I can't seem to store unicode characters correctly in Postgres. They are shown as code representations, e.g. <C3><A5>
instead of å
for example.
My database was created with UTF-8 as the encoding. I have tried storing the unicode strings with psycopg2 like so:
field = myUnicodeString.encoding('utf-8')
cursor.execute("INSERT INTO mytable (column1) VALUES (%s)", (field))
field = myUnicodeString
cursor.execute("INSERT INTO mytable (column1) VALUES (%s)", (field))

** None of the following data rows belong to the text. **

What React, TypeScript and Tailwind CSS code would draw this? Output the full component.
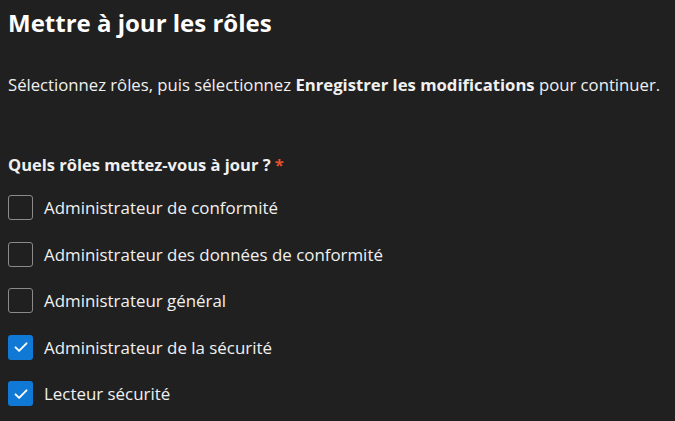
import { useState } from 'react';

const roles = [
    { id: 'compliance', label: 'Administrateur de conformité', checked: false },
    { id: 'compliance-data', label: 'Administrateur des données de conformité', checked: false },
    { id: 'global', label: 'Administrateur général', checked: false },
    { id: 'security', label: 'Administrateur de la sécurité', checked: true },
    { id: 'security-reader', label: 'Lecteur sécurité', checked: true },
];

export default function App() {
    const [selected, setSelected] = useState<Record<string, boolean>>(
        Object.fromEntries(roles.map(r => [r.id, r.checked]))
    );

    const toggle = (id: string) => setSelected({ ...selected, [id]: !selected[id] });

    return (
        <div className="w-[675px] h-[421px] bg-[#202020] text-[#f0f0f0] font-['Open_Sans',sans-serif] px-2 overflow-hidden">
            <h1 className="text-[24px] font-bold leading-[30px] pt-[8px] text-white">Mettre à jour les rôles</h1>

            <p className="text-[16.7px] leading-[22px] mt-[36px] whitespace-nowrap">
                Sélectionnez rôles, puis sélectionnez <span className="font-bold">Enregistrer les modifications</span> pour continuer.
            </p>

            <div className="mt-[58px]">
                <p className="text-[16.5px] font-bold leading-[22px]">
                    Quels rôles mettez-vous à jour ? <span className="text-[#e5502e]">*</span>
                </p>

                <div className="flex flex-col gap-[21.5px] mt-[19px]">
                    {roles.map((r) => (
                        <label key={r.id} className="flex items-center gap-[11px] cursor-pointer" onClick={() => toggle(r.id)}>
                            {selected[r.id] ? (
                                <span className="w-[25px] h-[25px] rounded-[3px] bg-[#1079d6] flex items-center justify-center">
                                    <svg width="16" height="16" viewBox="0 0 16 16" fill="none">
                                        <path d="M2.5 8.3l3.6 3.6 7.4-7.6" stroke="white" strokeWidth="1.9" strokeLinecap="round" strokeLinejoin="round" />
                                    </svg>
                                </span>
                            ) : (
                                <span className="w-[25px] h-[25px] rounded-[3px] border-[1.5px] border-[#8a8a8a]" />
                            )}
                            <span className="text-[16.9px] leading-[25px]">{r.label}</span>
                        </label>
                    ))}
                </div>
            </div>
        </div>
    );
}
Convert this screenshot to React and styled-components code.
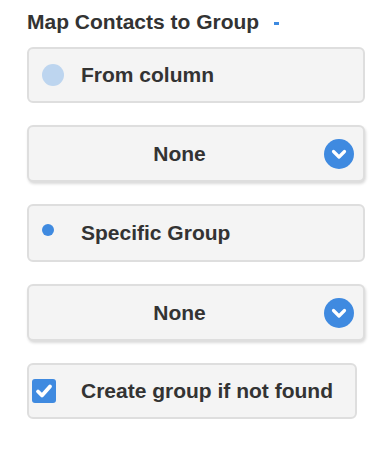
import React from "react";
import styled, { createGlobalStyle } from "styled-components";

const Global = createGlobalStyle`
  html, body { margin: 0; padding: 0; background: #fff; }
  body { font-family: "Liberation Sans", Arial, Helvetica, sans-serif; color: #333; }
`;

const Panel = styled.div`
  width: 338px;
  padding: 8px 0 0 27px;
  display: flex;
  flex-direction: column;
`;

const Title = styled.h2`
  margin: 0 0 11px 0;
  font-size: 21px;
  font-weight: 700;
  line-height: 28px;
  color: #333;
  display: flex;
  align-items: center;
  gap: 15px;
`;

const Toggle = styled.span`
  display: inline-block;
  width: 5px;
  height: 3px;
  background: #3d8ae0;
  margin-top: 2px;
`;

const List = styled.div`
  display: flex;
  flex-direction: column;
  gap: 22px;
`;

const Option = styled.label`
  box-sizing: border-box;
  width: ${(p) => p.$width || 338}px;
  height: ${(p) => p.$height || 56}px;
  background: #f4f4f4;
  border: 2px solid #dedede;
  border-radius: 6px;
  display: flex;
  align-items: center;
  font-size: 21px;
  font-weight: 700;
  color: #333;
`;

const Marker = styled.span`
  box-sizing: border-box;
  flex: 0 0 52px;
  padding-left: ${(p) => p.$inset}px;
  display: flex;
  align-items: center;
  align-self: stretch;
`;

const Bubble = styled.span`
  width: ${(p) => p.$size}px;
  height: ${(p) => p.$size}px;
  border-radius: 50%;
  background: ${(p) => p.$color};
  margin-top: ${(p) => p.$shift || 0}px;
`;

const Check = styled.span`
  width: 24px;
  height: 24px;
  border-radius: 3px;
  background: #3f8ae0;
  display: flex;
  align-items: center;
  justify-content: center;
`;

const Select = styled.div`
  box-sizing: border-box;
  width: 338px;
  height: 57px;
  background: #f4f4f4;
  border: 2px solid #dedede;
  border-radius: 6px;
  box-shadow: 1px 2px 3px rgba(0, 0, 0, 0.15);
  display: flex;
  align-items: center;
  padding: 0 9px 0 0;
  font-size: 21px;
  font-weight: 700;
  color: #333;
`;

const SelectValue = styled.span`
  flex: 1;
  text-align: center;
  padding-left: 6px;
`;

const Chevron = styled.span`
  width: 30px;
  height: 30px;
  border-radius: 50%;
  background: #3f8ae0;
  display: flex;
  align-items: center;
  justify-content: center;
`;

const Dropdown = ({ value }) => (
  <Select>
    <SelectValue>{value}</SelectValue>
    <Chevron>
      <svg width="16" height="12" viewBox="0 0 16 12">
        <path d="M2.5 3.5 L8 9 L13.5 3.5" fill="none" stroke="#fff" strokeWidth="3.2" strokeLinecap="round" strokeLinejoin="round" />
      </svg>
    </Chevron>
  </Select>
);

export default function App() {
  return (
    <>
      <Global />
      <Panel>
        <Title>
          Map Contacts to Group <Toggle />
        </Title>
        <List>
          <Option>
            <Marker $inset={13}>
              <Bubble $size={22} $color="#bdd5ef" />
            </Marker>
            From column
          </Option>
          <Dropdown value="None" />
          <Option $height={58}>
            <Marker $inset={13}>
              <Bubble $size={12} $color="#3f8ae0" $shift={-6} />
            </Marker>
            Specific Group
          </Option>
          <Dropdown value="None" />
          <Option $width={330}>
            <Marker $inset={3}>
              <Check>
                <svg width="18" height="16" viewBox="0 0 18 16">
                  <path d="M3 8.5 L7 12.5 L15 3.5" fill="none" stroke="#fff" strokeWidth="3.8" strokeLinecap="round" strokeLinejoin="round" />
                </svg>
              </Check>
            </Marker>
            Create group if not found
          </Option>
        </List>
      </Panel>
    </>
  );
}
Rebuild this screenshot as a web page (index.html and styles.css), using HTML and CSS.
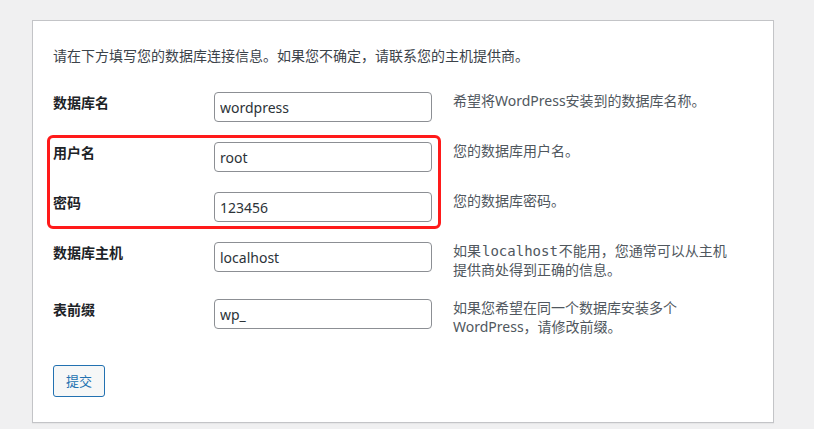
FILE: index.html
```html
<!DOCTYPE html>
<html lang="zh-CN">
<head>
<meta charset="utf-8">
<title>数据库连接信息</title>
<link rel="stylesheet" href="styles.css">
</head>
<body>
<main class="card">
  <p class="intro">请在下方填写您的数据库连接信息。如果您不确定，请联系您的主机提供商。</p>
  <form class="form">
    <div class="row">
      <label class="label" for="dbname">数据库名</label>
      <input class="field" id="dbname" type="text" value="wordpress">
      <div class="desc">希望将WordPress安装到的数据库名称。</div>
    </div>
    <div class="group">
      <div class="row">
        <label class="label" for="uname">用户名</label>
        <input class="field" id="uname" type="text" value="root">
        <div class="desc">您的数据库用户名。</div>
      </div>
      <div class="row">
        <label class="label" for="pwd">密码</label>
        <input class="field" id="pwd" type="text" value="123456">
        <div class="desc">您的数据库密码。</div>
      </div>
      <div class="highlight"></div>
    </div>
    <div class="row">
      <label class="label" for="dbhost">数据库主机</label>
      <input class="field" id="dbhost" type="text" value="localhost">
      <div class="desc">如果<code class="code">localhost</code>不能用，您通常可以从主机提供商处得到正确的信息。</div>
    </div>
    <div class="row">
      <label class="label" for="prefix">表前缀</label>
      <input class="field" id="prefix" type="text" value="wp_">
      <div class="desc">如果您希望在同一个数据库安装多个WordPress，请修改前缀。</div>
    </div>
    <div class="actions">
      <button class="button" type="button">提交</button>
    </div>
  </form>
</main>
</body>
</html>
```
FILE: styles.css
```css
html, body {
  margin: 0;
  padding: 0;
}
body {
  background: #f0f0f1;
  font-family: "Noto Sans", "Noto Sans CJK SC", sans-serif;
  font-size: 14px;
  color: #3c434a;
  padding: 20px 0 0 32px;
  height: 429px;
  box-sizing: border-box;
  overflow: hidden;
}
.card {
  width: 742px;
  box-sizing: border-box;
  background: #fff;
  border: 1px solid #c3c4c7;
  box-shadow: 0 1px 1px rgba(0, 0, 0, 0.04);
  padding: 25px 20px 25px 20px;
}
.intro {
  margin: 0 0 26px 0;
  line-height: 20px;
  color: #3c434a;
}
.form {
  display: flex;
  flex-direction: column;
  gap: 20px;
}
.group {
  display: flex;
  flex-direction: column;
  gap: 20px;
  position: relative;
}
.row {
  display: grid;
  grid-template-columns: 141px 218px 280px;
  column-gap: 20px;
  align-items: start;
}
.label {
  font-weight: 700;
  color: #1d2327;
  line-height: 21px;
  font-size: 14px;
}
.field {
  box-sizing: border-box;
  width: 218px;
  height: 30px;
  margin: 0;
  padding: 0 5px;
  border: 1px solid #8c8f94;
  border-radius: 4px;
  background: #fff;
  color: #2c3338;
  font-family: "Noto Sans", "Noto Sans CJK SC", sans-serif;
  font-size: 14px;
  outline: none;
}
.desc {
  margin-top: -1px;
  padding-left: 1px;
  line-height: 19px;
  color: #50575e;
}
.code {
  font-family: "DejaVu Sans Mono", monospace;
  font-size: 14px;
  line-height: 1;
  margin: 0 1px;
}
.highlight {
  position: absolute;
  left: -6px;
  top: -7px;
  width: 394px;
  bottom: -7px;
  box-sizing: border-box;
  border: 3px solid #ff1a1a;
  border-radius: 6px;
  pointer-events: none;
}
.actions {
  padding-top: 9px;
}
.button {
  box-sizing: border-box;
  height: 32px;
  padding: 0 12px;
  border: 1px solid #2271b1;
  border-radius: 3px;
  background: #f6f7f7;
  color: #2271b1;
  font-family: "Noto Sans", "Noto Sans CJK SC", sans-serif;
  font-size: 13px;
  line-height: 30px;
  cursor: pointer;
}
```
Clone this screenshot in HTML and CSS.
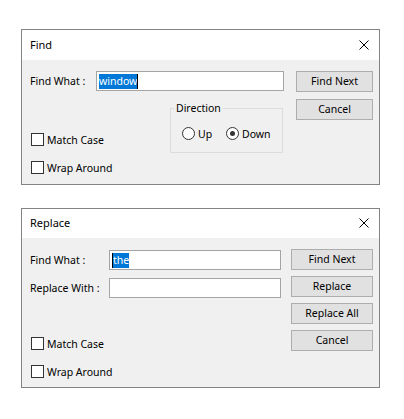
FILE: index.html
```html
<!DOCTYPE html>
<html lang="en">
<head>
<meta charset="utf-8">
<title>Find and Replace</title>
<link rel="stylesheet" href="styles.css">
</head>
<body>
<div class="page">
  <div class="dialog find">
    <div class="titlebar">
      <span class="title">Find</span>
      <svg class="close" width="10" height="10" viewBox="0 0 10 10"><path d="M0.5 0.5 L9.5 9.5 M9.5 0.5 L0.5 9.5" stroke="#000" stroke-width="1" fill="none"/></svg>
    </div>
    <div class="body">
      <div class="main">
        <div class="row">
          <span class="label">Find What :</span>
          <div class="field"><span class="sel">window</span><span class="caret"></span></div>
        </div>
        <div class="lower">
          <div class="checks">
            <div class="check"><span class="box"></span><span>Match Case</span></div>
            <div class="check"><span class="box"></span><span>Wrap Around</span></div>
          </div>
          <fieldset class="group">
            <legend>Direction</legend>
            <div class="radios">
              <div class="radio first"><span class="circle"></span><span>Up</span></div>
              <div class="radio"><span class="circle on"><span class="dot"></span></span><span>Down</span></div>
            </div>
          </fieldset>
        </div>
      </div>
      <div class="buttons">
        <div class="btn">Find Next</div>
        <div class="btn">Cancel</div>
      </div>
    </div>
  </div>

  <div class="dialog replace">
    <div class="titlebar">
      <span class="title">Replace</span>
      <svg class="close" width="10" height="10" viewBox="0 0 10 10"><path d="M0.5 0.5 L9.5 9.5 M9.5 0.5 L0.5 9.5" stroke="#000" stroke-width="1" fill="none"/></svg>
    </div>
    <div class="body">
      <div class="main">
        <div class="rows">
          <div class="row">
            <span class="label">Find What :</span>
            <div class="field"><span class="caret"></span><span class="sel">the</span></div>
          </div>
          <div class="row">
            <span class="label">Replace With :</span>
            <div class="field"></div>
          </div>
        </div>
        <div class="checks">
          <div class="check"><span class="box"></span><span>Match Case</span></div>
          <div class="check"><span class="box"></span><span>Wrap Around</span></div>
        </div>
      </div>
      <div class="buttons">
        <div class="btn">Find Next</div>
        <div class="btn">Replace</div>
        <div class="btn">Replace All</div>
        <div class="btn">Cancel</div>
      </div>
    </div>
  </div>
</div>
</body>
</html>
```
FILE: styles.css
```css
html, body {
  margin: 0;
  padding: 0;
  background: #fff;
}
body {
  font-family: "Noto Sans", "Open Sans", sans-serif;
  font-size: 10.5px;
  color: #000;
}
.page {
  display: flex;
  flex-direction: column;
  padding: 29px 0 0 21px;
  gap: 23px;
}
.dialog {
  box-sizing: border-box;
  width: 359px;
  border: 1px solid #838383;
  background: #f0f0f0;
}
.titlebar {
  height: 30px;
  background: #fff;
  display: flex;
  align-items: center;
  justify-content: space-between;
  padding: 0 10px 0 8px;
}
.replace .titlebar {
  height: 29px;
}
.title {
  font-size: 11px;
  line-height: 16px;
  padding-bottom: 1px;
}
.close {
  display: block;
  margin-bottom: 1px;
}
.body {
  display: flex;
  padding: 11px 0 0 8px;
  box-sizing: border-box;
}
.find .body { height: 124px; }
.replace .body { height: 149px; }
.main {
  display: flex;
  flex-direction: column;
}
.find .main { width: 266px; }
.replace .main { width: 261px; }
.row {
  display: flex;
  align-items: center;
  height: 20px;
}
.label {
  white-space: nowrap;
}
.find .label { width: 66px; }
.replace .label { width: 79px; }
.field {
  box-sizing: border-box;
  height: 20px;
  background: #fff;
  border: 1px solid #a5a5a5;
  display: flex;
  align-items: center;
  padding-left: 2px;
}
.find .field { width: 188px; }
.replace .field { width: 172px; }
.sel {
  background: #0078d7;
  color: #fff;
  line-height: 15px;
  height: 15px;
}
.caret {
  width: 1px;
  height: 15px;
  background: #000;
}
.rows {
  display: flex;
  flex-direction: column;
  gap: 8px;
  margin-top: 1px;
}
.lower {
  display: flex;
  align-items: flex-start;
  margin-top: 9px;
}
.checks {
  display: flex;
  flex-direction: column;
  gap: 13px;
  margin-left: 1px;
}
.find .checks {
  width: 139px;
  padding-top: 32px;
}
.replace .checks {
  margin-top: 38px;
}
.check {
  display: flex;
  align-items: center;
  height: 15px;
  gap: 3px;
  white-space: nowrap;
}
.box {
  box-sizing: border-box;
  width: 13px;
  height: 13px;
  border: 1px solid #333;
  background: #fff;
  flex: none;
}
.group {
  box-sizing: border-box;
  width: 113px;
  margin: 0;
  padding: 0 0 11px 0;
  border: 1px solid #dcdcdc;
  min-width: 0;
}
.group legend {
  margin-left: 3px;
  padding: 0 2px;
  line-height: 16px;
}
.radios {
  display: flex;
  align-items: center;
  height: 15px;
  padding: 10px 0 0 11px;
}
.radio {
  display: flex;
  align-items: center;
  gap: 3px;
}
.radio.first { width: 44px; }
.circle {
  box-sizing: border-box;
  width: 13px;
  height: 13px;
  border: 1px solid #333;
  border-radius: 50%;
  background: #fff;
  display: flex;
  align-items: center;
  justify-content: center;
  flex: none;
}
.dot {
  width: 5px;
  height: 5px;
  border-radius: 50%;
  background: #333;
}
.buttons {
  display: flex;
  flex-direction: column;
}
.find .buttons { gap: 7px; }
.replace .buttons { gap: 6px; }
.btn {
  box-sizing: border-box;
  height: 21px;
  border: 1px solid #adadad;
  background: #e1e1e1;
  text-align: center;
  line-height: 19px;
}
.find .btn { width: 77px; }
.replace .btn { width: 82px; }
```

but both alternatives stores incorrect characters. Do I need to set the charset for the table as well, or what can the problem be here?
UPDATE 1:
I have discovered that I can't even type non-ascii characters – like å, ä and ö – in my terminal. I'm on an Ubuntu 12.04 server. Could this in any way be related to the language settings of the server itself?
UPDATE 2
I am now able to type non-ascii characters in my terminal during a SSH session. I changed the locale settings and rebooted the server. Moreover, I am able to manually store non-ascii characters in my UTF-8 database (in psql: INSERT INTO table (column) VALUES ('ö')
). The char is displayed correctly in psql.
When I SELECT convert_to(column, 'utf-8') FROM table
with the manually inserted row in the table, the char ö
is displayed as \xc383c2b6
in psql.
When I do print repr('ö')
in Python, I get '\xc3\xb6'
. I'm really trying to understand how to debug this, but I'm not sure what to look for.